Task details :: Print, without altering anything, the lines from the one that holds "Generate a component" to the one that holds "import React from 'react';", inclusive. No other lines belong in the output.

Records supplied ::
┌────────
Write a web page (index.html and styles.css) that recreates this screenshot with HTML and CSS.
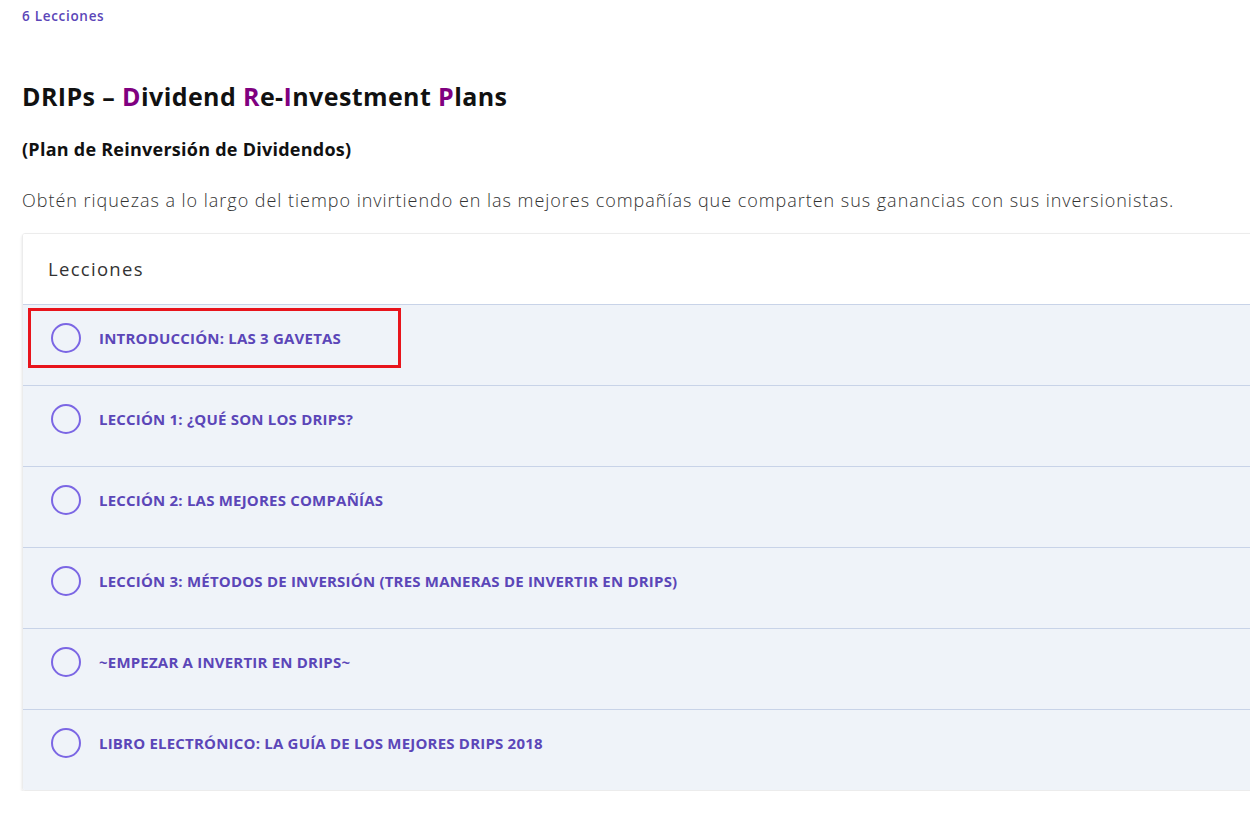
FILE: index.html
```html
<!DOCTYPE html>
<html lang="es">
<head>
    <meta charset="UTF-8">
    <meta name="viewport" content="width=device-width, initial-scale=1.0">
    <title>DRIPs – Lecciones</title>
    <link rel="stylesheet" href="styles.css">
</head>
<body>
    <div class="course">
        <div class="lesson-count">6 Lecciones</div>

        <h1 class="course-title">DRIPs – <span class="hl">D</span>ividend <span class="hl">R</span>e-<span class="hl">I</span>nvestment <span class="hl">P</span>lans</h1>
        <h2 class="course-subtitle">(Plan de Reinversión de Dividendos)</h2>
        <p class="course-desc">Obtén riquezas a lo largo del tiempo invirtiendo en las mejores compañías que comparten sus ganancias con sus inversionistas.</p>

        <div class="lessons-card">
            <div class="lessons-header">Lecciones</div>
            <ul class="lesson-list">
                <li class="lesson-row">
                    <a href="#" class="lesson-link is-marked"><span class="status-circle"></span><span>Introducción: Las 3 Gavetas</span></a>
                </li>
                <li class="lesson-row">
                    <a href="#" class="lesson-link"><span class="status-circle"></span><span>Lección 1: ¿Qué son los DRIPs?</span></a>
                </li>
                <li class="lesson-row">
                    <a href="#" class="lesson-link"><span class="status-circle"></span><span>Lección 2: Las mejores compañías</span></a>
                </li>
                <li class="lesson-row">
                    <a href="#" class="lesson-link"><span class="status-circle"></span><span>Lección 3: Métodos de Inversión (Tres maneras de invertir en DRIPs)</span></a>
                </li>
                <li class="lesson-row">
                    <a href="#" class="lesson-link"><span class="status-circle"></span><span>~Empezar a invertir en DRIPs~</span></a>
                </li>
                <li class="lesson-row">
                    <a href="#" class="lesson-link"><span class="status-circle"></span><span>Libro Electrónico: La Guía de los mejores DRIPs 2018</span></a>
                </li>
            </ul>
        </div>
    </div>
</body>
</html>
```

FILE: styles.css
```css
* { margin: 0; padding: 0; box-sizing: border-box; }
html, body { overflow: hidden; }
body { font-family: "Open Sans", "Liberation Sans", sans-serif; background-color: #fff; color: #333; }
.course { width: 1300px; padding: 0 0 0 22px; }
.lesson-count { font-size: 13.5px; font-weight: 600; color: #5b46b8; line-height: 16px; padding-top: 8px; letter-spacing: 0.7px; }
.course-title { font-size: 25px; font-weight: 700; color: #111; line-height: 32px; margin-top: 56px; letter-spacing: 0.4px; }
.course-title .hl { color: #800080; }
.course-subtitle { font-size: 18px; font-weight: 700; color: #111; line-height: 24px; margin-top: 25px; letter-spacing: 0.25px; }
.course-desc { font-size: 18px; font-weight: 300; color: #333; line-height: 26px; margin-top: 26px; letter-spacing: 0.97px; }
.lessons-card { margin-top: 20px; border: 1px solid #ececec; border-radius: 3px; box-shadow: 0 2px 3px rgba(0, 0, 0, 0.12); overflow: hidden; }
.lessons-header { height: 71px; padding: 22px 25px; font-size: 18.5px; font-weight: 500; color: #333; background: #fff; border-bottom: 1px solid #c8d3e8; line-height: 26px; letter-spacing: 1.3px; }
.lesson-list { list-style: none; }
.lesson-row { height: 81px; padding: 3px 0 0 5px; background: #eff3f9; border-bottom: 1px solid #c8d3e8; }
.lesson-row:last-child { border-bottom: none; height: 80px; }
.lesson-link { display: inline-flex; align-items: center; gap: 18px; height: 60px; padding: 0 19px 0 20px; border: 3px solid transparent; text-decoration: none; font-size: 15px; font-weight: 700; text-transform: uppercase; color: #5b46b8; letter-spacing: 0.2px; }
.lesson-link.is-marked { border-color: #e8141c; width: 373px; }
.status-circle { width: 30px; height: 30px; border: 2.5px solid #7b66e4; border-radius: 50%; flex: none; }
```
└────────
┌────────
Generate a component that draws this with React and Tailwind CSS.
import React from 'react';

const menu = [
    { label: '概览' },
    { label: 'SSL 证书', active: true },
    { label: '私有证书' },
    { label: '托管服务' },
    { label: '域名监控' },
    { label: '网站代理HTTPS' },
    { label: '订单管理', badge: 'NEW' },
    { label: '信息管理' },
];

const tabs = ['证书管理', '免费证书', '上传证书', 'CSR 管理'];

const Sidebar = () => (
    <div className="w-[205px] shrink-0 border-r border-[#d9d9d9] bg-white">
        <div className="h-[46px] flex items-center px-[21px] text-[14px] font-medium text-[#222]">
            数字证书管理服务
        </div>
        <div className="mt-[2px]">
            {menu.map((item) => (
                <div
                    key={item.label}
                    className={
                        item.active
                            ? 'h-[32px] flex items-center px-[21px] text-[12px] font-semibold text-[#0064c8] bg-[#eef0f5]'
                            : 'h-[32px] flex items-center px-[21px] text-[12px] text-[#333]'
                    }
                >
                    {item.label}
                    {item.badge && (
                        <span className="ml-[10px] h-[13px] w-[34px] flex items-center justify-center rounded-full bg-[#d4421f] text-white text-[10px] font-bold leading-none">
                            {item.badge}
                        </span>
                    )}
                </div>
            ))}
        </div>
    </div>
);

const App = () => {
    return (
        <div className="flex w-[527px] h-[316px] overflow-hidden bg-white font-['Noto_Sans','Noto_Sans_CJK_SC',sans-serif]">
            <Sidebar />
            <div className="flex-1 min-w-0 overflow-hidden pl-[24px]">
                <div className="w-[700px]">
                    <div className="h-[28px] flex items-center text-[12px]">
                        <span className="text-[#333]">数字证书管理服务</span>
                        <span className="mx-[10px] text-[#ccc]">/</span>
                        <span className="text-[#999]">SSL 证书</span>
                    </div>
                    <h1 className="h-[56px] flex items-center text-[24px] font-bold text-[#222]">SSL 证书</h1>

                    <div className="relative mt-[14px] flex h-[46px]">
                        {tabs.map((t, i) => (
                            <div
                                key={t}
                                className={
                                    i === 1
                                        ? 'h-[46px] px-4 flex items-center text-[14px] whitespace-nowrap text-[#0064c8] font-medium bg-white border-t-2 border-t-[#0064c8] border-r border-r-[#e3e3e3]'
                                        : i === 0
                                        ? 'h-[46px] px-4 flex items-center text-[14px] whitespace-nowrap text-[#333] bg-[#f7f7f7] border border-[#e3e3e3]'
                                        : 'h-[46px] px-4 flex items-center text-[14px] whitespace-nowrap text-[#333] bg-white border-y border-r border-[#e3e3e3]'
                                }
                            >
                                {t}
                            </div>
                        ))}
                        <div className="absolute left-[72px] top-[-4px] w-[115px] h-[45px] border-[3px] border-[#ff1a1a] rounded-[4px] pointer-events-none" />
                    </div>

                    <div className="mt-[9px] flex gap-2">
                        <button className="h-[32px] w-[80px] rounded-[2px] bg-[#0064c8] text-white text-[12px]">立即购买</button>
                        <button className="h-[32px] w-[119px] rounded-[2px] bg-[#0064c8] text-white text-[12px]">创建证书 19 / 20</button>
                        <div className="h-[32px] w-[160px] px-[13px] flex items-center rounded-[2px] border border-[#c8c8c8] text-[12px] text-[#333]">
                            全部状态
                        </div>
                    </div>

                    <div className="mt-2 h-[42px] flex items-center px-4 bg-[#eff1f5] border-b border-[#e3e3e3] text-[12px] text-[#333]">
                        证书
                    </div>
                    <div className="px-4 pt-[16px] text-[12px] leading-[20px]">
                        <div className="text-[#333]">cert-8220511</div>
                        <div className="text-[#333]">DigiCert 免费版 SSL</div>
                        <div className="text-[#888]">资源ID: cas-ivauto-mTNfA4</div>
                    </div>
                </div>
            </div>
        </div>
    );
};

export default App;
└────────
Response ::
Generate a component that draws this with React and Tailwind CSS.
import React from 'react';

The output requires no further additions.